If auditors are coming to look at your company's financials, have staff, before they meet with them, practice talking about your systems and processes so they're fresh in mind, a risk management consultant said in a CFO Leadership Council webinar Tuesday.
Nancy Wu, head of sales and support for SkyStem, a provider of account reconciliation and financial close applications, said finance staff, no matter how familiar they are with your systems, can leave out important details when they first sit down with auditors, and that can be interpreted as a red flag by auditors, she said.
Even if your staff know what they plan to say, they should practice ahead of time, Wu said; that initial interview is “part of the audit that auditors look at carefully.”
Finance staff should not treat the initial interview as a formality, she said, because if auditors sense staff are unprepared or unfamiliar with your processes, it can make them think the system isn't being closely monitored for risks or has lax security protections.
Risks broader than finance
Staff members need to be aware of risks beyond those based on poorly designed or monitored finance systems, Wu said.
She divided risk into two categories: environment and process. Environment risks are external to a company, such as competition, capital availability and regulations. Process risks are internal and include financials, IT systems, operations and human resources, among others.
She cited industry data indicating that top risks this year include the ability to compete with new, "born-digital" competitors that have entered their field and threaten to take market share. Finding talent also ranks as a top risk.
Because of the nature of talent, it's hard to put in place a system to attract and retain top people, but there are controls a company can design to minimize brain drain, Wu said.
Companies can institute mentoring, create an environment that fosters camaraderie, recognize good work by staff, and publicize the positive environment of the company. "This sounds fluffy and all over the place, but these things actually are not, because they're all tied to that same risk about talent," she said.
Wu provided a workflow chart for managing risk that starts with identifying what they are, designing and executing controls, assessing the controls' effectiveness, and tracking whether risks are actually mitigated.
She defined controls broadly, starting with the tone coming out of the C-suite, how well your company's code of conduct is followed, how often you reconcile your finances, whether you have finance duties properly segregated (not having the same person manage accounts payable and accounts receivable, for example), and how robust your internal audit function is, among others.
Companies can increase controls by moving operations from premise-based software to a cloud platform. Your data would be cordoned off from your operations and protected by the host company, which you can count on to specialize in data security and management and to constantly upgrade its system to stay ahead of threats.
Automation is another way to reduce risk, because by having robotic process automation and other types of software take care of manual tasks, you reduce the likelihood of human error.
The last stage of any risk management system is the external audit, because third-party auditors can validate how well you're keeping your systems safe.
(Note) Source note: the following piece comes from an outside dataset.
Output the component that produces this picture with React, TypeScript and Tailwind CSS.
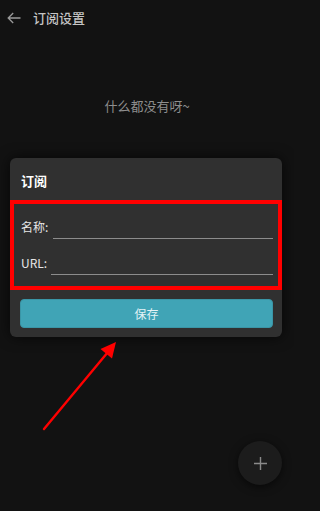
import React from 'react';

/**
 * Subscription settings screen (dark theme) with an open "订阅" dialog.
 */
export default function App() {
  return (
    <div className="w-full h-[511px] bg-[#121212]">
      <div
        className="relative w-[294px] h-[511px] overflow-hidden bg-[#121212]"
        style={{ fontFamily: '"Noto Sans CJK SC", Roboto, "Noto Sans", sans-serif' }}
      >
        {/* Header */}
        <div className="h-9 flex items-center pl-[7px]">
          <svg width="14" height="12" viewBox="0 0 14 12" fill="none" stroke="#9a9a9a" strokeWidth="1.3">
            <path d="M13.5 6H1.2M6.2 1L1.2 6l5 5" />
          </svg>
          <span className="ml-[12px] text-[13px] leading-[18px] font-medium text-[#c4c4c4]">订阅设置</span>
        </div>

        {/* Empty state */}
        <p className="mt-[61px] text-center text-[13px] leading-[18px] text-[#8e8e8e]">什么都没有呀~</p>

        {/* Dialog */}
        <div className="mt-[43px] ml-[10px] mr-[12px] rounded-[6px] bg-[#303030] shadow-[0_0_14px_rgba(0,0,0,0.7)]">
          <div className="h-[42px] pt-[9px] pl-[11px]">
            <span className="text-[13px] leading-[18px] font-bold text-white">订阅</span>
          </div>

          <div className="border-[4px] border-[#ff0000] pb-[10px] pl-[7px] pr-[5px]">
            <div className="flex h-[36px]">
              <span className="w-[32px] mt-[15px] text-[12px] leading-[16px] text-[#e6e6e6]">名称:</span>
              <div className="flex-1 h-[35px] border-b-[1.5px] border-[#8c8c8c]" />
            </div>
            <div className="flex h-[36px]">
              <span className="w-[30px] mt-[15px] text-[12px] leading-[16px] text-[#e6e6e6]">URL:</span>
              <div className="flex-1 h-[35px] border-b-[1.5px] border-[#8c8c8c]" />
            </div>
          </div>

          <div className="pt-[9px] pb-[9px] pl-[10px] pr-[9px]">
            <button className="w-full h-[29px] rounded-[4px] bg-[#40a4b6] border border-[#3a95a6] text-[12px] text-[#e4f3f6]">
              保存
            </button>
          </div>
        </div>

        {/* Annotation arrow */}
        <svg className="absolute left-0 top-0 pointer-events-none" width="294" height="511">
          <line x1="44" y1="429" x2="108" y2="352" stroke="#ff0000" strokeWidth="2.4" strokeLinecap="round" />
          <polygon points="116,342 112,358.5 100.5,349" fill="#ff0000" />
        </svg>

        {/* Floating add button */}
        <button className="absolute left-[238px] top-[441px] w-[44px] h-[44px] rounded-full bg-[#1c1c1c] shadow-[0_2px_8px_rgba(0,0,0,0.6)] flex items-center justify-center">
          <svg width="13" height="13" viewBox="0 0 13 13" stroke="#8a8a8a" strokeWidth="1.4">
            <path d="M6.5 0v13M0 6.5h13" />
          </svg>
        </button>
      </div>
    </div>
  );
}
When auditors come in, they're always on duty. That's why Wu recommends that staff practice before being interviewed by them. If a staff member forgets to mention a security detail you have, auditors could assume you don't have the protection in place.
And if staff meet with auditors outside of work — for dinner or drinks — they should try to remember the auditors might be off duty but "their auditor ears are still on," Wu said. "They haven't been shut off."